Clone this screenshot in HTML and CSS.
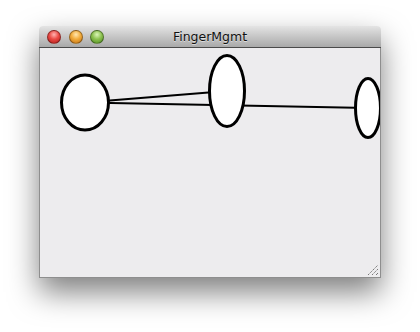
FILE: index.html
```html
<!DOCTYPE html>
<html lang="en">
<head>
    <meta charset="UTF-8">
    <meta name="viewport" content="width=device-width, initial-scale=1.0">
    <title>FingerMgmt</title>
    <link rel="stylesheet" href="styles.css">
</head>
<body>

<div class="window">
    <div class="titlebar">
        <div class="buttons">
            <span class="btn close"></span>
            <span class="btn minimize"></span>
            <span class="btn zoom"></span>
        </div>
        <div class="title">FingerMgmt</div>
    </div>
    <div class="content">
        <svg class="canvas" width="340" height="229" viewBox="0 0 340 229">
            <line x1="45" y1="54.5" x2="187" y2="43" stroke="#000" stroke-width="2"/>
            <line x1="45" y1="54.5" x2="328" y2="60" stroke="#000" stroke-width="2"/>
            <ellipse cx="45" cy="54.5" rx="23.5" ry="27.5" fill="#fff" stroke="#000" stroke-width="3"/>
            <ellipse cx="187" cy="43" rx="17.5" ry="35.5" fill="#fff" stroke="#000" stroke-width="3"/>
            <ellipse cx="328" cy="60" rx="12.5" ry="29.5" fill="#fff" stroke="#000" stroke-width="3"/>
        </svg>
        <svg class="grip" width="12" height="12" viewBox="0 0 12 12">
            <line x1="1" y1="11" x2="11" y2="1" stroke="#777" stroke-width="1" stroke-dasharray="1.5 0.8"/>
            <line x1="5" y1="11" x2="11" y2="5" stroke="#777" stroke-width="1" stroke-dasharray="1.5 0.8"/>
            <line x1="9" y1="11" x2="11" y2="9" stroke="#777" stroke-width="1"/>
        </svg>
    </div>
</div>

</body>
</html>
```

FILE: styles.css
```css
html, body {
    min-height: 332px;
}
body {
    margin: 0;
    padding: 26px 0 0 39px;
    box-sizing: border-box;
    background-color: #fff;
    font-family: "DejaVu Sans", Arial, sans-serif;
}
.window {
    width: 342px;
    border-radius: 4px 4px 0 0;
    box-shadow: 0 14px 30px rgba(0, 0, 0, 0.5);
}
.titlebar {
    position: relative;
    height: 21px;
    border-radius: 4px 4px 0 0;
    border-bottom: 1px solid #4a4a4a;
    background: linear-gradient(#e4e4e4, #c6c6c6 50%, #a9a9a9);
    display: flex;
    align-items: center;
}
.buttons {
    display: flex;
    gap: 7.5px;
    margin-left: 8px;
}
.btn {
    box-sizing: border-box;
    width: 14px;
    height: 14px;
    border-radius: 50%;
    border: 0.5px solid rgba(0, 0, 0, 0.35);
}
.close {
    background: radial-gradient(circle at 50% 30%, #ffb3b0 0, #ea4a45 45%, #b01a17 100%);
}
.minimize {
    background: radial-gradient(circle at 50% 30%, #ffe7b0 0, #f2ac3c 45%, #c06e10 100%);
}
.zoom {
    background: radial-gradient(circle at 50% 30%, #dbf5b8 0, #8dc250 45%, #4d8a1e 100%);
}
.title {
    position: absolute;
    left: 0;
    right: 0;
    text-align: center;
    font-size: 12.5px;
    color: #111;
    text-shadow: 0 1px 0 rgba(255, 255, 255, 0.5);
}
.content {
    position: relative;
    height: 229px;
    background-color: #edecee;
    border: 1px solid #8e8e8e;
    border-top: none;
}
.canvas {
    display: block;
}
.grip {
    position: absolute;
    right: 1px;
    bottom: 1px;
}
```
# # #
EXERCISE INSTRUCTIONS —
Set every line down exactly as written, leaving each picture out.

TASK RESULT —
Clone this screenshot in HTML and CSS.
FILE: index.html
```html
<!DOCTYPE html>
<html lang="en">
<head>
    <meta charset="UTF-8">
    <meta name="viewport" content="width=device-width, initial-scale=1.0">
    <title>FingerMgmt</title>
    <link rel="stylesheet" href="styles.css">
</head>
<body>

<div class="window">
    <div class="titlebar">
        <div class="buttons">
            <span class="btn close"></span>
            <span class="btn minimize"></span>
            <span class="btn zoom"></span>
        </div>
        <div class="title">FingerMgmt</div>
    </div>
    <div class="content">
        <svg class="canvas" width="340" height="229" viewBox="0 0 340 229">
            <line x1="45" y1="54.5" x2="187" y2="43" stroke="#000" stroke-width="2"/>
            <line x1="45" y1="54.5" x2="328" y2="60" stroke="#000" stroke-width="2"/>
            <ellipse cx="45" cy="54.5" rx="23.5" ry="27.5" fill="#fff" stroke="#000" stroke-width="3"/>
            <ellipse cx="187" cy="43" rx="17.5" ry="35.5" fill="#fff" stroke="#000" stroke-width="3"/>
            <ellipse cx="328" cy="60" rx="12.5" ry="29.5" fill="#fff" stroke="#000" stroke-width="3"/>
        </svg>
        <svg class="grip" width="12" height="12" viewBox="0 0 12 12">
            <line x1="1" y1="11" x2="11" y2="1" stroke="#777" stroke-width="1" stroke-dasharray="1.5 0.8"/>
            <line x1="5" y1="11" x2="11" y2="5" stroke="#777" stroke-width="1" stroke-dasharray="1.5 0.8"/>
            <line x1="9" y1="11" x2="11" y2="9" stroke="#777" stroke-width="1"/>
        </svg>
    </div>
</div>

</body>
</html>
```

FILE: styles.css
```css
html, body {
    min-height: 332px;
}
body {
    margin: 0;
    padding: 26px 0 0 39px;
    box-sizing: border-box;
    background-color: #fff;
    font-family: "DejaVu Sans", Arial, sans-serif;
}
.window {
    width: 342px;
    border-radius: 4px 4px 0 0;
    box-shadow: 0 14px 30px rgba(0, 0, 0, 0.5);
}
.titlebar {
    position: relative;
    height: 21px;
    border-radius: 4px 4px 0 0;
    border-bottom: 1px solid #4a4a4a;
    background: linear-gradient(#e4e4e4, #c6c6c6 50%, #a9a9a9);
    display: flex;
    align-items: center;
}
.buttons {
    display: flex;
    gap: 7.5px;
    margin-left: 8px;
}
.btn {
    box-sizing: border-box;
    width: 14px;
    height: 14px;
    border-radius: 50%;
    border: 0.5px solid rgba(0, 0, 0, 0.35);
}
.close {
    background: radial-gradient(circle at 50% 30%, #ffb3b0 0, #ea4a45 45%, #b01a17 100%);
}
.minimize {
    background: radial-gradient(circle at 50% 30%, #ffe7b0 0, #f2ac3c 45%, #c06e10 100%);
}
.zoom {
    background: radial-gradient(circle at 50% 30%, #dbf5b8 0, #8dc250 45%, #4d8a1e 100%);
}
.title {
    position: absolute;
    left: 0;
    right: 0;
    text-align: center;
    font-size: 12.5px;
    color: #111;
    text-shadow: 0 1px 0 rgba(255, 255, 255, 0.5);
}
.content {
    position: relative;
    height: 229px;
    background-color: #edecee;
    border: 1px solid #8e8e8e;
    border-top: none;
}
.canvas {
    display: block;
}
.grip {
    position: absolute;
    right: 1px;
    bottom: 1px;
}
```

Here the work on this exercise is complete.